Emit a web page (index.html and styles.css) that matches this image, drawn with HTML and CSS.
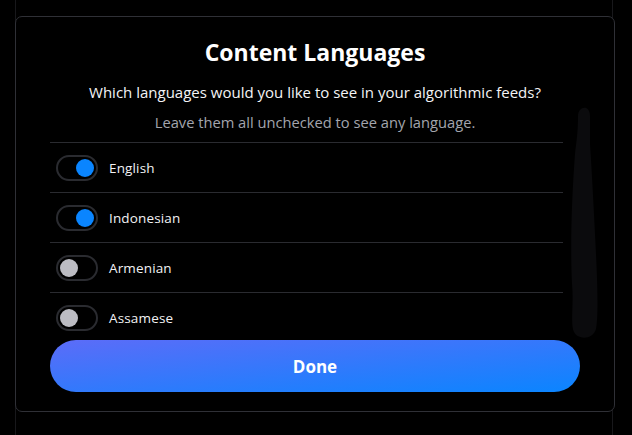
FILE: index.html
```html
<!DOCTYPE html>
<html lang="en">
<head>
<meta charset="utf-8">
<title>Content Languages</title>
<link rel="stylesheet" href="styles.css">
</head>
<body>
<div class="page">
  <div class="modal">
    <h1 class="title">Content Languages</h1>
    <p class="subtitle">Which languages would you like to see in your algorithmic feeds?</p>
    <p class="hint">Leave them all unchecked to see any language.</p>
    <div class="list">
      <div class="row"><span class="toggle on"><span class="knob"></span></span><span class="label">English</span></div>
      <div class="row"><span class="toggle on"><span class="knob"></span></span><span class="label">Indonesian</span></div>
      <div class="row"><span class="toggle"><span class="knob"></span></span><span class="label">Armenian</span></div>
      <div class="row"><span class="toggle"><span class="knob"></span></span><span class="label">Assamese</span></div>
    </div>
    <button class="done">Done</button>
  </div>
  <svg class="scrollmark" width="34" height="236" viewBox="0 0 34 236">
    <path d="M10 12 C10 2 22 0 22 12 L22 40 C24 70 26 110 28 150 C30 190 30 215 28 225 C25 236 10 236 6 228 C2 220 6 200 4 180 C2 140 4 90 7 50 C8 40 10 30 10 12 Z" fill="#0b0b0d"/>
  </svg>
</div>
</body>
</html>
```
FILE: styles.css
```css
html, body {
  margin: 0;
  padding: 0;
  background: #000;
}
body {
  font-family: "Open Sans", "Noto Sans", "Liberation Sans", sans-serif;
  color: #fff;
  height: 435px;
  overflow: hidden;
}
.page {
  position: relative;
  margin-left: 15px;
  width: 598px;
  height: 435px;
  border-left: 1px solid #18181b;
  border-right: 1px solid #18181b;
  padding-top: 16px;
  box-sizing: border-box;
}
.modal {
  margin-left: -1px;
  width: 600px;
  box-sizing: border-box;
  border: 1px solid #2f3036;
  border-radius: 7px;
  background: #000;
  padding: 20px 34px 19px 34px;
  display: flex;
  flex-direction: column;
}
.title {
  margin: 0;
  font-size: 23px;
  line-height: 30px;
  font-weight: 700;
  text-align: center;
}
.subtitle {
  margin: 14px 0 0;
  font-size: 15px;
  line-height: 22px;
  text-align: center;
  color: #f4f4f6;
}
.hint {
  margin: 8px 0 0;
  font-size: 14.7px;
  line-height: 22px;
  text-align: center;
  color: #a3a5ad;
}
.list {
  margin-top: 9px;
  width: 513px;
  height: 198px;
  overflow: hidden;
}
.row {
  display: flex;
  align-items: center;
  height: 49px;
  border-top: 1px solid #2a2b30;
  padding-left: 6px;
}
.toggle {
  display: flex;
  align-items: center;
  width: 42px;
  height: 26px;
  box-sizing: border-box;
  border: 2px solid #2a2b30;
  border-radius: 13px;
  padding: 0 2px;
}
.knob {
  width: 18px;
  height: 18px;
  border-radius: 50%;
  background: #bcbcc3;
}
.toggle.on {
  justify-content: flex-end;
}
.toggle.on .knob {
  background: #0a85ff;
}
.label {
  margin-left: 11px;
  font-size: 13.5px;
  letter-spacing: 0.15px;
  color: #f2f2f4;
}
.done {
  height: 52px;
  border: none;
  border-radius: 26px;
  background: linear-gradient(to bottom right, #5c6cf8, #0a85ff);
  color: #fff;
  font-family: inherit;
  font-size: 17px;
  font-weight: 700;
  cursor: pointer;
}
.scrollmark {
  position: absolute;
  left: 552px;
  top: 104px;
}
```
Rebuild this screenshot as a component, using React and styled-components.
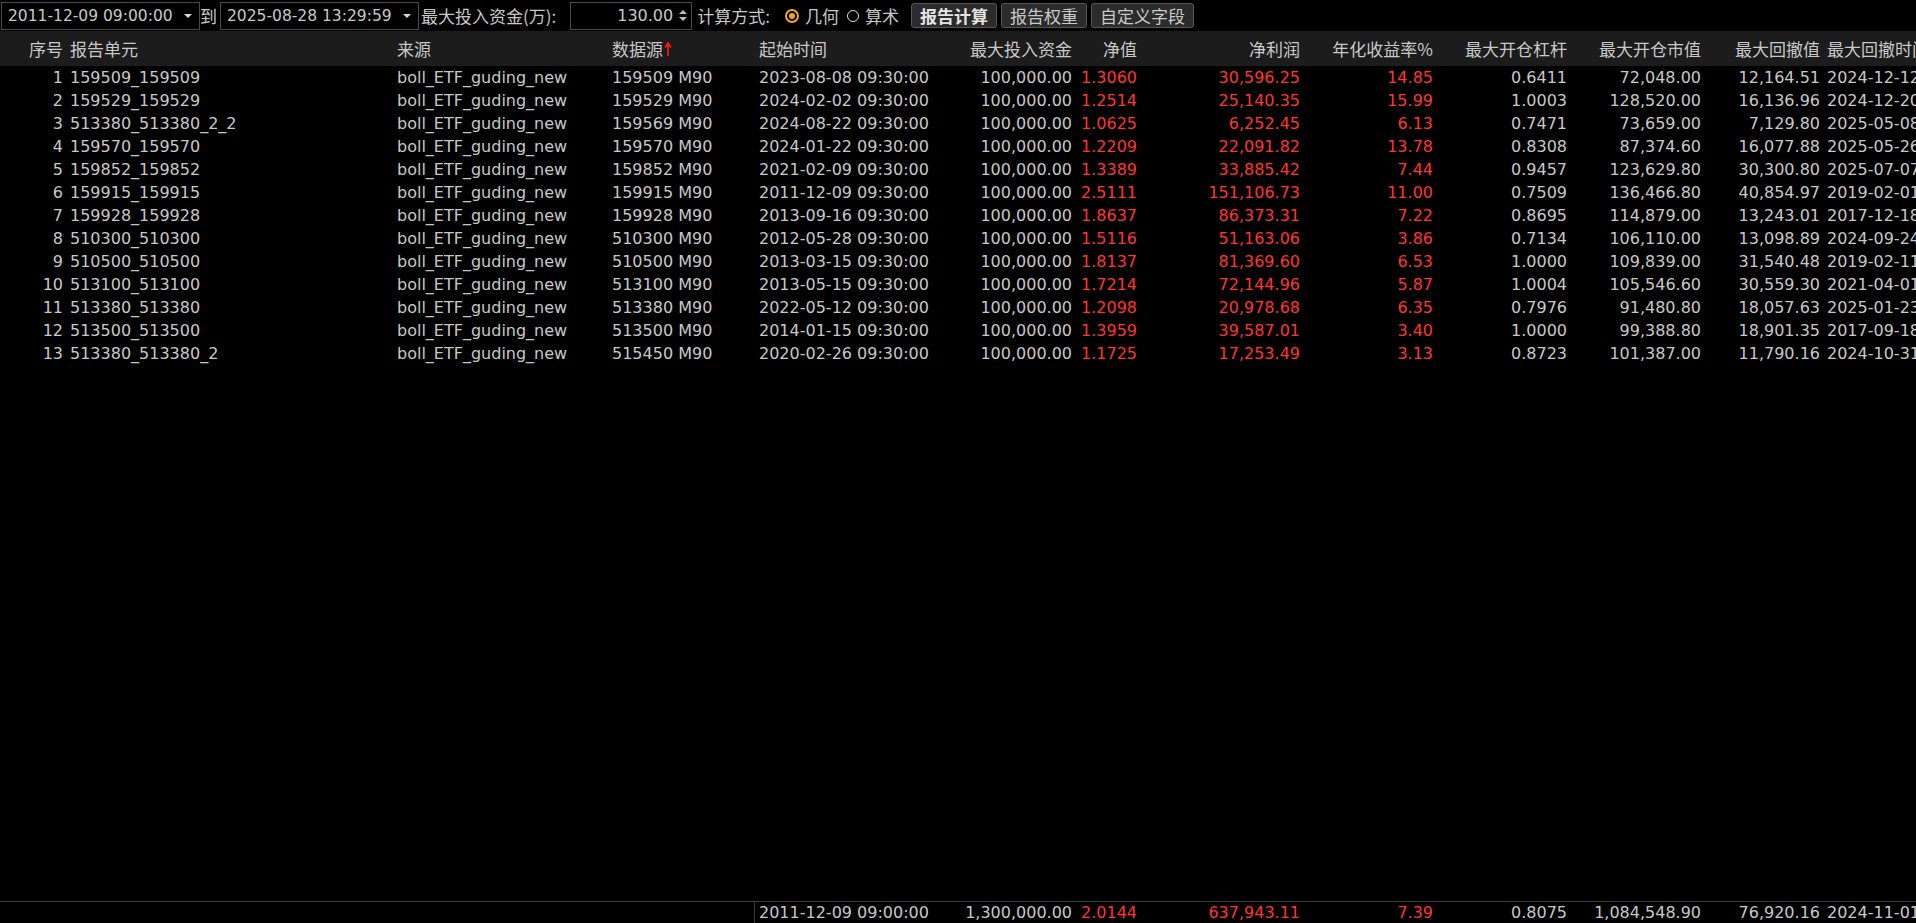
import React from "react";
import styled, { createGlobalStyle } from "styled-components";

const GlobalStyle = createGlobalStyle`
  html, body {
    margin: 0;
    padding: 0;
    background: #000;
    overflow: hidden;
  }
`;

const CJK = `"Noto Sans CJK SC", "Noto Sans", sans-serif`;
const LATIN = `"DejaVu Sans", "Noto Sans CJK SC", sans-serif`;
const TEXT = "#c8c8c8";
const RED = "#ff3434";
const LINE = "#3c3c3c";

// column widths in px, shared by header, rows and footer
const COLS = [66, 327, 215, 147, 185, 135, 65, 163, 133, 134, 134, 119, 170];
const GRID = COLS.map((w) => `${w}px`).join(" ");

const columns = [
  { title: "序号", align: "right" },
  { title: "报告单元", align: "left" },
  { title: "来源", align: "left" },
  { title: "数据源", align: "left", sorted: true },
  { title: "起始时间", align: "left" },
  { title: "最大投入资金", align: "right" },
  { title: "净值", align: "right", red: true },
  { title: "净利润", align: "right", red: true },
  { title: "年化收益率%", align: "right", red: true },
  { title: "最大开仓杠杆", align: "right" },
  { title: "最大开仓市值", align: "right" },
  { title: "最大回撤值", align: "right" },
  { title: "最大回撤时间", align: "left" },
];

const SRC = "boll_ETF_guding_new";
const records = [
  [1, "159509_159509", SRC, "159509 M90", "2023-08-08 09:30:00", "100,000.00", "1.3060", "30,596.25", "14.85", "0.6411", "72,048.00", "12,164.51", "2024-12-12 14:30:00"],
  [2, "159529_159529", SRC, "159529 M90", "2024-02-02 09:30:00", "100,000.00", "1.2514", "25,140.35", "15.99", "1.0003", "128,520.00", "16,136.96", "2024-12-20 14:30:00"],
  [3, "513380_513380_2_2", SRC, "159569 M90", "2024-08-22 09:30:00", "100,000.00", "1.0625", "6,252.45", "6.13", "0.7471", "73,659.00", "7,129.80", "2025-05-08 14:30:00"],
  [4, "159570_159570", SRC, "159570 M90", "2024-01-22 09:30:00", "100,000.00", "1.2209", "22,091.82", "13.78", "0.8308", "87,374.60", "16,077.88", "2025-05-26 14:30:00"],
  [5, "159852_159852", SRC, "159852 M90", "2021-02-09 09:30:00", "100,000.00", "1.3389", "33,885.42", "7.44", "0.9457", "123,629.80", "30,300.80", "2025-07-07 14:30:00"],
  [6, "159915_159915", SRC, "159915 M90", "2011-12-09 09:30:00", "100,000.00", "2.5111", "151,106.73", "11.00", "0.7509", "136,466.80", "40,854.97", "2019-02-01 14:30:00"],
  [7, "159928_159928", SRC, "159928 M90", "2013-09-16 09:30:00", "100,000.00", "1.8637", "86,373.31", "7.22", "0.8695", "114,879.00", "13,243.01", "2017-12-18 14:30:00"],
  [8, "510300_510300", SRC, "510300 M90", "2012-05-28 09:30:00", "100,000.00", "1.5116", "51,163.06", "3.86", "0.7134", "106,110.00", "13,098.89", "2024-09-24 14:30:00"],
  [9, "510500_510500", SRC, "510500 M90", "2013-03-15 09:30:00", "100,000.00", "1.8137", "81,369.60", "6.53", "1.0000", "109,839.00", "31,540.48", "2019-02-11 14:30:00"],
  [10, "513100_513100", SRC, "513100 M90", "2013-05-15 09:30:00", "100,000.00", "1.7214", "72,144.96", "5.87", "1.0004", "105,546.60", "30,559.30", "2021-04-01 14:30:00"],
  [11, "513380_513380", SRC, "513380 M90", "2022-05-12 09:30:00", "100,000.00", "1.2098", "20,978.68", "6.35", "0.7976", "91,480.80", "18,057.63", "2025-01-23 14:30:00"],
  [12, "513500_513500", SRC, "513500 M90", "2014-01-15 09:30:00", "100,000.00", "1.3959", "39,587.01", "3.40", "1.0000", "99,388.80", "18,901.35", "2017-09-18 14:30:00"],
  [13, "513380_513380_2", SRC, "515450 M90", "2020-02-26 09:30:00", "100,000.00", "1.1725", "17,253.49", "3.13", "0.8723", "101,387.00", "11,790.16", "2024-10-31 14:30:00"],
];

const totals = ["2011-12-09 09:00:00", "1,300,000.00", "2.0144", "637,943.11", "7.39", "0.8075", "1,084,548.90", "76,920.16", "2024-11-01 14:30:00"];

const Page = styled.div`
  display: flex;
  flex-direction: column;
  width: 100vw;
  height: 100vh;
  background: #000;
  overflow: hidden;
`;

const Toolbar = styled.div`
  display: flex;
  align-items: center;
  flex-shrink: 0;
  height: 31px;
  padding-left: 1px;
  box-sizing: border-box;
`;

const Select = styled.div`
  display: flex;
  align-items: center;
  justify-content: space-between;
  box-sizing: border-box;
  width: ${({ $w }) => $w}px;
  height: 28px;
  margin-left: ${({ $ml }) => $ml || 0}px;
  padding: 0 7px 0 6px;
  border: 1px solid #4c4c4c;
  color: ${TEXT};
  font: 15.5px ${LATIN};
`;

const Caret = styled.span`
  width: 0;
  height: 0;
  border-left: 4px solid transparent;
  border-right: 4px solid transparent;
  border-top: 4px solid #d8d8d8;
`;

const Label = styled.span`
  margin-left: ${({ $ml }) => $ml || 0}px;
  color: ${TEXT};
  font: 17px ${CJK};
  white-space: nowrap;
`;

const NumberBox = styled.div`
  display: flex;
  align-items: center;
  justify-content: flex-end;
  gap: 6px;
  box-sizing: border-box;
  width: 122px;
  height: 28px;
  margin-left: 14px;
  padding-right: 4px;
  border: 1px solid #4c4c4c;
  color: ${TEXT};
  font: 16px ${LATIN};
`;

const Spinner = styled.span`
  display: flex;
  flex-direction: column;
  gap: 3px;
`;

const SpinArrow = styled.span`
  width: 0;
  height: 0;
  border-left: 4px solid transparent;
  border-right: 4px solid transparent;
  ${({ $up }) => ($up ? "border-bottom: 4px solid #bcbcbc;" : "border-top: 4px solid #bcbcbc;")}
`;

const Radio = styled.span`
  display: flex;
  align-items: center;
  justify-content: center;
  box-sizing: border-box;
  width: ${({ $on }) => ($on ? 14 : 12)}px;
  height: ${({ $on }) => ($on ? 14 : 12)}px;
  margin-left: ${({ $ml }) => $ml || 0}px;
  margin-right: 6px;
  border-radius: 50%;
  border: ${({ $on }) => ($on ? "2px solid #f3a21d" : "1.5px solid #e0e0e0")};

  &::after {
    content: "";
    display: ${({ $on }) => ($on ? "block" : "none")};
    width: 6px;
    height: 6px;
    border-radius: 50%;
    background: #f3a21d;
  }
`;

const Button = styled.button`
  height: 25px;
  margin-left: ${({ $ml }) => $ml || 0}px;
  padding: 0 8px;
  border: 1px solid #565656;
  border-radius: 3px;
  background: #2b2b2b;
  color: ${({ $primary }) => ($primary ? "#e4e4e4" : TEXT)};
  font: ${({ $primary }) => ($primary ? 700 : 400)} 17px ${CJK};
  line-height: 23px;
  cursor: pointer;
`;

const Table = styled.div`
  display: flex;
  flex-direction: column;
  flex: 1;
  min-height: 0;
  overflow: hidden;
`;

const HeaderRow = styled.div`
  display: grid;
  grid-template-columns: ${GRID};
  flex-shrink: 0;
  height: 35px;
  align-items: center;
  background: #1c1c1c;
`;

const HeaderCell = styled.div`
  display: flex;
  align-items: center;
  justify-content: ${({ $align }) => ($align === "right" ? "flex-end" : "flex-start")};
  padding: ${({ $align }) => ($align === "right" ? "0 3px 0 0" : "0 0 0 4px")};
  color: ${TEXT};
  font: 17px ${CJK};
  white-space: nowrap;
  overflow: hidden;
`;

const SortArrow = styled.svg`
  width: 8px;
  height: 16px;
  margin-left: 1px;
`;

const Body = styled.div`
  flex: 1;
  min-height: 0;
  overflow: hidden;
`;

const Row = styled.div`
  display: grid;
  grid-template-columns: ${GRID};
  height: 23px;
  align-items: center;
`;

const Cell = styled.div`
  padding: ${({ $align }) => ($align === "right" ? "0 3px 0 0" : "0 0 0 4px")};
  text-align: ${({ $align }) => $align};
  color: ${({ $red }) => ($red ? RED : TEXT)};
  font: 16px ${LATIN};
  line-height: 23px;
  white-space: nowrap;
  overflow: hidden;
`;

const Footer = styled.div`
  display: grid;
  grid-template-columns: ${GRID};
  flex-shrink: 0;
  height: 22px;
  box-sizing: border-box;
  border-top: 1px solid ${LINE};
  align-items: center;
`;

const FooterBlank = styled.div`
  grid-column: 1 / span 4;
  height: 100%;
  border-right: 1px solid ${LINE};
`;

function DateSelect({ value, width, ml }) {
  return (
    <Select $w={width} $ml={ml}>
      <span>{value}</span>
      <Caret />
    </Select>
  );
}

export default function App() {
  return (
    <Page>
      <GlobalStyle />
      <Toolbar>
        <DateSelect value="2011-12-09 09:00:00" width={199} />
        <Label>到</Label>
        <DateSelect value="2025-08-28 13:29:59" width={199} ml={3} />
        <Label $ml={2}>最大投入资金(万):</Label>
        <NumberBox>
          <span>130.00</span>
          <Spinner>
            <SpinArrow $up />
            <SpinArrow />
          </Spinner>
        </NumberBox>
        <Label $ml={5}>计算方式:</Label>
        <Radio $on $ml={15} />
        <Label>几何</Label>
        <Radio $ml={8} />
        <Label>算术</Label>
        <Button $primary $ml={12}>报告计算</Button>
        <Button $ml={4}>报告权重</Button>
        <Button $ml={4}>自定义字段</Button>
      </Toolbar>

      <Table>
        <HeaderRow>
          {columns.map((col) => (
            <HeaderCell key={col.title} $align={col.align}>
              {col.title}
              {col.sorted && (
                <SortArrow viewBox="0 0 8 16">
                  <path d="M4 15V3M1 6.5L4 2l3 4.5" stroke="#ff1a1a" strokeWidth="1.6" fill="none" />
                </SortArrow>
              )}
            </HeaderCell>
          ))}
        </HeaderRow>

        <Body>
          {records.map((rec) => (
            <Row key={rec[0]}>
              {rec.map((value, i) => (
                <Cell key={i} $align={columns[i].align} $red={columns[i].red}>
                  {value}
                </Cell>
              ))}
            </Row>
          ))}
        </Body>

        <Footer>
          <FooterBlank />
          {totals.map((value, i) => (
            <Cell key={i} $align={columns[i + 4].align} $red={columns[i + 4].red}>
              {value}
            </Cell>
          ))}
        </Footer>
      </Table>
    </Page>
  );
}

Problem statement: Reproduce the data above exactly, but only from the line containing "Rebuild this screenshot" through the line containing "const GRID = COLS.map((w)"; skip the pictures.

Answer below:
Rebuild this screenshot as a component, using React and styled-components.
import React from "react";
import styled, { createGlobalStyle } from "styled-components";

const GlobalStyle = createGlobalStyle`
  html, body {
    margin: 0;
    padding: 0;
    background: #000;
    overflow: hidden;
  }
`;

const CJK = `"Noto Sans CJK SC", "Noto Sans", sans-serif`;
const LATIN = `"DejaVu Sans", "Noto Sans CJK SC", sans-serif`;
const TEXT = "#c8c8c8";
const RED = "#ff3434";
const LINE = "#3c3c3c";

// column widths in px, shared by header, rows and footer
const COLS = [66, 327, 215, 147, 185, 135, 65, 163, 133, 134, 134, 119, 170];
const GRID = COLS.map((w) => `${w}px`).join(" ");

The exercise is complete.